Item #EU17134
In silvered zinc with red, white and blue enamels, obverse illustrating various buildings in the City of Salzberg backed by mountains, the flag of the United States of America above, the Salzberg civic coat-of-arms flanked by an edelweiss on the left and an alstroemeria on the right below, surrounded by the inscription "SOUVENIR OF SALZBURG 1946", reverse missing its pinback, measuring 53 mm in diameter, chipping evident in the red enamels on the coat-of-arms, scattered oxidation spots, better than very fine.

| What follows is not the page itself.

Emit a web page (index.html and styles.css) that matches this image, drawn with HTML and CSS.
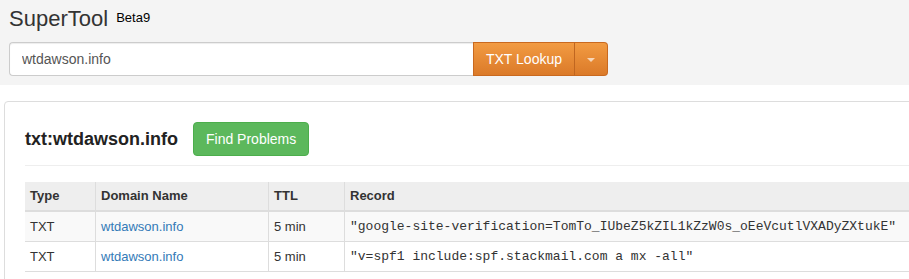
FILE: index.html
```html
<!DOCTYPE html>
<html lang="en">
<head>
    <meta charset="UTF-8">
    <meta name="viewport" content="width=device-width, initial-scale=1.0">
    <title>SuperTool - TXT Lookup</title>
    <link rel="stylesheet" href="styles.css">
</head>
<body>
    <div class="tool-header">
        <h1 class="tool-title">SuperTool <span class="tool-version">Beta9</span></h1>
        <form class="lookup-form">
            <input class="lookup-input" type="text" value="wtdawson.info">
            <button class="btn-lookup" type="button">TXT Lookup</button>
            <button class="btn-lookup btn-toggle" type="button"><span class="caret"></span></button>
        </form>
    </div>

    <div class="result-panel">
        <div class="result-head">
            <h2 class="result-title">txt:wtdawson.info</h2>
            <button class="btn-success" type="button">Find Problems</button>
        </div>
        <hr class="divider">

        <table class="records-table">
            <thead>
                <tr>
                    <th class="col-type">Type</th>
                    <th class="col-domain">Domain Name</th>
                    <th class="col-ttl">TTL</th>
                    <th>Record</th>
                </tr>
            </thead>
            <tbody>
                <tr>
                    <td>TXT</td>
                    <td><a href="#">wtdawson.info</a></td>
                    <td>5 min</td>
                    <td class="record">"google-site-verification=TomTo_IUbeZ5kZIL1kZzW0s_oEeVcutlVXADyZXtukE"</td>
                </tr>
                <tr>
                    <td>TXT</td>
                    <td><a href="#">wtdawson.info</a></td>
                    <td>5 min</td>
                    <td class="record">"v=spf1 include:spf.stackmail.com a mx -all"</td>
                </tr>
            </tbody>
        </table>
    </div>
</body>
</html>
```

FILE: styles.css
```css
:root {
    --text: #333;
    --border: #ddd;
    --link: #337ab7;
    --orange-top: #f29b42;
    --orange-bottom: #db7a29;
    --green: #5cb85c;
}

html,
body {
    overflow: hidden;
}

body {
    margin: 0;
    font-family: "Liberation Sans", Arial, sans-serif;
    font-size: 14px;
    line-height: 20px;
    color: var(--text);
    background: white;
}

.tool-header {
    background-color: #f4f4f4;
    padding: 6px 9px 9px;
}

.tool-title {
    margin: 0 0 11px;
    font-size: 22px;
    line-height: 24px;
    font-weight: normal;
    color: #333;
}

.tool-version {
    font-size: 13px;
    color: #000;
    margin-left: 2px;
    vertical-align: 4px;
}

.lookup-form {
    display: flex;
    width: 599px;
    margin: 0;
}

.lookup-input {
    flex: 1;
    height: 34px;
    box-sizing: border-box;
    padding: 6px 12px;
    border: 1px solid #ccc;
    border-right: 0;
    border-radius: 4px 0 0 4px;
    box-shadow: inset 0 1px 1px rgba(0, 0, 0, 0.075);
    font-family: inherit;
    font-size: 14px;
    color: #555;
    background: white;
}

.btn-lookup {
    height: 34px;
    padding: 6px 12px;
    border: 1px solid #c9691f;
    background: linear-gradient(to bottom, var(--orange-top), var(--orange-bottom));
    color: white;
    font-family: inherit;
    font-size: 14px;
    line-height: 20px;
    cursor: pointer;
}

.btn-toggle {
    width: 34px;
    padding: 0;
    border-left-color: #c06620;
    border-radius: 0 4px 4px 0;
    margin-left: -1px;
}

.caret {
    display: inline-block;
    width: 0;
    height: 0;
    border-top: 4px solid rgba(255, 255, 255, 0.65);
    border-left: 4px solid transparent;
    border-right: 4px solid transparent;
    vertical-align: middle;
}

.result-panel {
    width: 960px;
    margin: 16px 0 0 4px;
    padding: 20px 20px 20px;
    border: 1px solid var(--border);
    border-radius: 4px;
}

.result-head {
    display: flex;
    align-items: center;
    gap: 15px;
}

.result-title {
    margin: 0;
    font-size: 18px;
    font-weight: bold;
    color: #222;
}

.btn-success {
    height: 34px;
    padding: 6px 12px;
    border: 1px solid #4cae4c;
    border-radius: 4px;
    background-color: var(--green);
    color: white;
    font-family: inherit;
    font-size: 14px;
    line-height: 20px;
}

.divider {
    margin: 9px 0 16px;
    border: 0;
    border-top: 1px solid #eee;
}

.records-table {
    width: 100%;
    border-collapse: separate;
    border-spacing: 0;
    table-layout: fixed;
    font-size: 13px;
}

.records-table th,
.records-table td {
    box-sizing: border-box;
    text-align: left;
    padding: 4px 5px;
    line-height: 20px;
    white-space: nowrap;
}

.records-table th + th,
.records-table td + td {
    border-left: 1px solid var(--border);
}

.records-table th {
    background-color: #eee;
    border-bottom: 2px solid var(--border);
    font-weight: bold;
}

.records-table td {
    padding: 5px 5px 4px;
}

.records-table tbody tr + tr td {
    border-top: 1px solid var(--border);
}

.records-table tbody tr:last-child td {
    border-bottom: 1px solid var(--border);
}

.records-table tbody tr:nth-child(odd) {
    background-color: #f9f9f9;
}

.col-type {
    width: 70px;
}

.col-domain {
    width: 173px;
}

.col-ttl {
    width: 76px;
}

.records-table a {
    color: var(--link);
    text-decoration: none;
}

.record {
    font-family: "Liberation Mono", "Courier New", monospace;
    font-size: 13px;
}
```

Footnote: The Allied occupation of Austria started on April 27, 1945 as a result of the Vienna Offensive and ended with the Austrian State Treaty on July 27, 1955. Subsequent to the Anschluss, Austria had generally been recognized as a constituent part of Nazi Germany. In 1943 however, the Allies agreed in the Declaration of Moscow that Austria would instead be regarded as the first victim of Nazi aggression, and treated as a liberated and independent country after the war. In the immediate aftermath of the Second World War, Austria was divided into four occupation zones and jointly occupied by the United States, the Soviet Union, the United Kingdom, and France. The City of Salzberg was in the American zone. Vienna was similarly subdivided but the central district was collectively administered by the Allied Control Council. Whereas Germany was divided into East and West Germany in 1949, Austria remained under joint occupation of the Western Allies and of the Soviet Union until 1955. Its status became a controversial subject in the Cold War until the warming of relations known as the Khrushchev Thaw. After Austrian promises of perpetual neutrality, Austria was accorded full independence on May 15, 1955 and the last occupation troops left on October 25th that year.